NVIDIA CUDA Driver Use-After-Free Vulnerability Allows Privilege Escalation in Multi-Tenant GPU Clusters
Overview
A use-after-free vulnerability was identified in the NVIDIA CUDA driver's memory management module for Linux. The flaw, present in the `nv-ioctl.c` component, can be triggered by a specific sequence of memory allocation and deallocation calls from a user-space process. An unprivileged local attacker running an ML workload inside a container can craft a sequence of CUDA API calls that causes the kernel-mode driver to retain a dangling pointer to a freed memory object. By subsequently mapping memory in user space, the attacker can reclaim the physical memory page associated with this pointer and overwrite the kernel object's contents with malicious shellcode.

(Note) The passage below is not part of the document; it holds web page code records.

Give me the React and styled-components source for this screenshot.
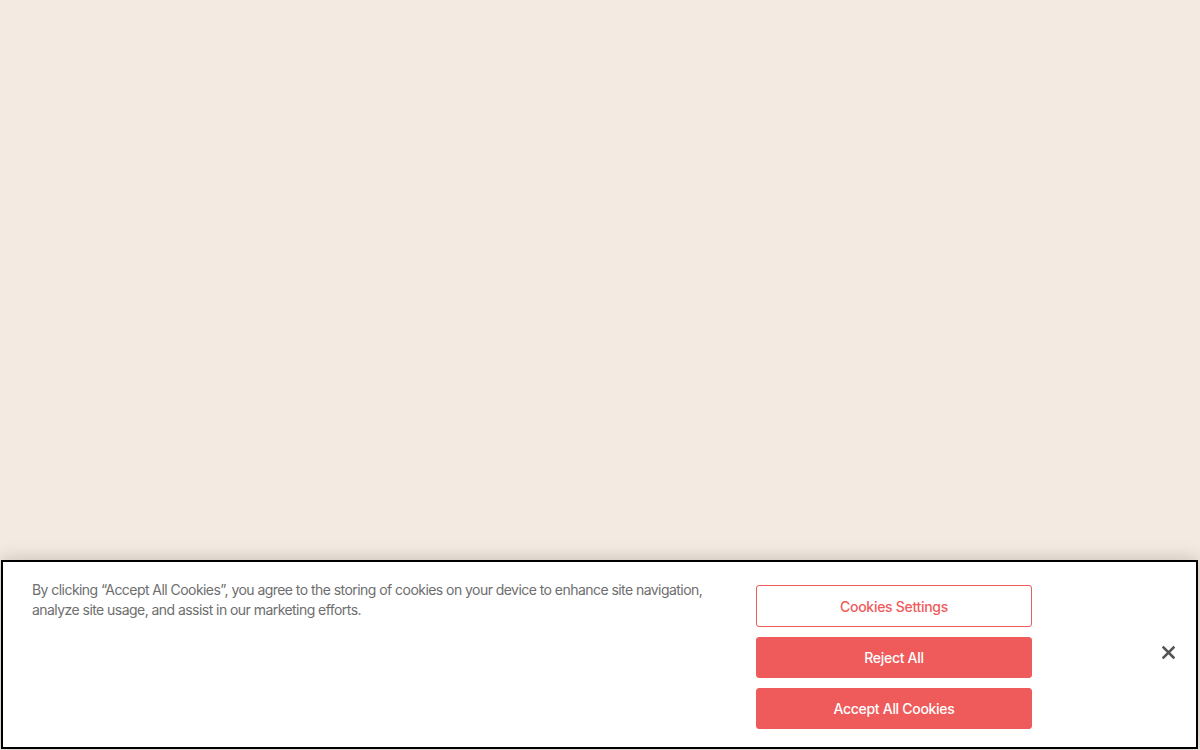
import React from 'react'
import styled, { createGlobalStyle } from 'styled-components'

const GlobalStyle = createGlobalStyle`
  html, body {
    margin: 0;
    padding: 0;
    background: #f3eae1;
  }
  * { box-sizing: border-box; }
`

const Page = styled.div`
  height: 750px;
  display: flex;
  flex-direction: column;
  justify-content: flex-end;
  font-family: Inter, "Noto Sans", sans-serif;
`

const Banner = styled.div`
  position: relative;
  height: 189px;
  margin: 0 2px 1px 1px;
  background: #fff;
  border: 2px solid #000;
  box-shadow: 0 0 18px rgba(0, 0, 0, 0.2);
  display: flex;
  align-items: flex-start;
`

const Policy = styled.div`
  width: 753px;
  flex-shrink: 0;
  padding: 18px 0 0 29px;
`

const PolicyText = styled.p`
  margin: 0;
  font-size: 14px;
  line-height: 20px;
  color: #6e6e6e;
  letter-spacing: -0.55px;
  width: 690px;
`

const Actions = styled.div`
  display: flex;
  flex-direction: column;
  gap: 10px;
  padding-top: 23px;
  width: 276px;
  flex-shrink: 0;
`

const Button = styled.button`
  height: ${p => (p.$outline ? '42px' : '41px')};
  width: 100%;
  border-radius: 3px;
  border: 1px solid #ef5b5b;
  background: ${p => (p.$outline ? '#fff' : '#ef5b5b')};
  color: ${p => (p.$outline ? '#ef5b5b' : '#fff')};
  font-family: inherit;
  font-size: 14px;
  font-weight: 500;
  letter-spacing: -0.3px;
  cursor: pointer;
`

const Close = styled.button`
  position: absolute;
  right: 11px;
  top: 73px;
  width: 34px;
  height: 34px;
  border: 0;
  background: transparent;
  display: flex;
  align-items: center;
  justify-content: center;
  cursor: pointer;
  padding: 0;
`

export default function App() {
  return (
    <>
      <GlobalStyle />
      <Page>
        <Banner>
          <Policy>
            <PolicyText>
              By clicking “Accept All Cookies”, you agree to the storing of cookies on your device to enhance site navigation, analyze site usage, and assist in our marketing efforts.
            </PolicyText>
          </Policy>
          <Actions>
            <Button $outline>Cookies Settings</Button>
            <Button>Reject All</Button>
            <Button>Accept All Cookies</Button>
          </Actions>
          <Close aria-label="Close">
            <svg width="13" height="13" viewBox="0 0 13 13">
              <path d="M1.5 1.5 L11.5 11.5 M11.5 1.5 L1.5 11.5" stroke="#555" strokeWidth="2.6" strokeLinecap="square" />
            </svg>
          </Close>
        </Banner>
      </Page>
    </>
  )
}
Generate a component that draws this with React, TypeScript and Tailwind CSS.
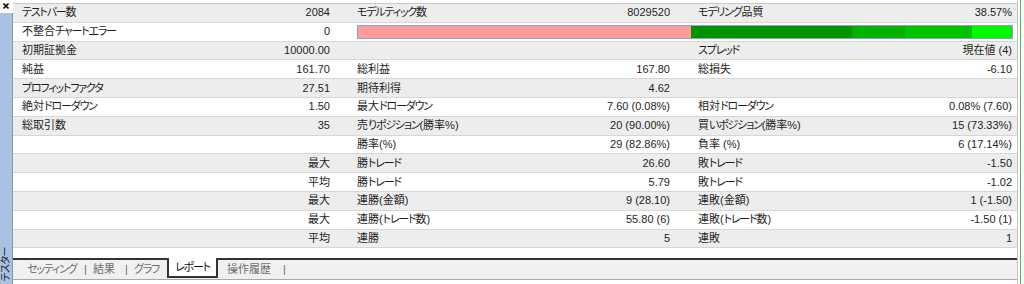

When the driver later attempts to access this object, it triggers the use-after-free condition and executes the attacker's code with kernel-level privileges (Ring 0). This effectively allows an attacker to break out of their container and gain full root access to the host machine. The vulnerability is particularly severe in multi-tenant cloud and on-premise Kubernetes clusters where different users share physical GPUs, as it allows one tenant to compromise the entire node and potentially access the data and models of all other tenants.
Affected Systems
Testing Guide
1. **Check Driver Version:** Run `nvidia-smi` on the host system. The driver version is displayed in the top right corner. Compare this against the fixed versions listed in the NVIDIA security bulletin. 2. **Proof-of-Concept (Caution):** Security researchers have released a proof-of-concept tool. Running this tool within a Docker container with GPU access on a vulnerable host will result in a root shell being spawned on the host node. **Only run this in a dedicated, non-production test environment.**
Mitigation Steps
1. **Update NVIDIA Drivers:** Immediately update all affected host systems to a patched driver version (e.g., 535.161.09 or 550.54.15 or newer). 2. **Restrict GPU Access:** In multi-tenant environments, use mechanisms like Kubernetes admission controllers to restrict GPU access to only trusted workloads and users. 3. **Use GVisor or Kata Containers:** For untrusted ML workloads, consider running them inside sandboxed container runtimes like gVisor or Kata Containers, which provide an additional layer of kernel isolation and can mitigate the impact of kernel-level exploits. 4. **Monitor for Anomalous Activity:** Implement host-based intrusion detection systems (HIDS) to monitor for signs of privilege escalation, such as unexpected processes running as root.
Patch Details
Patched in driver versions 535.161.09 and 550.54.15, released in March 2025.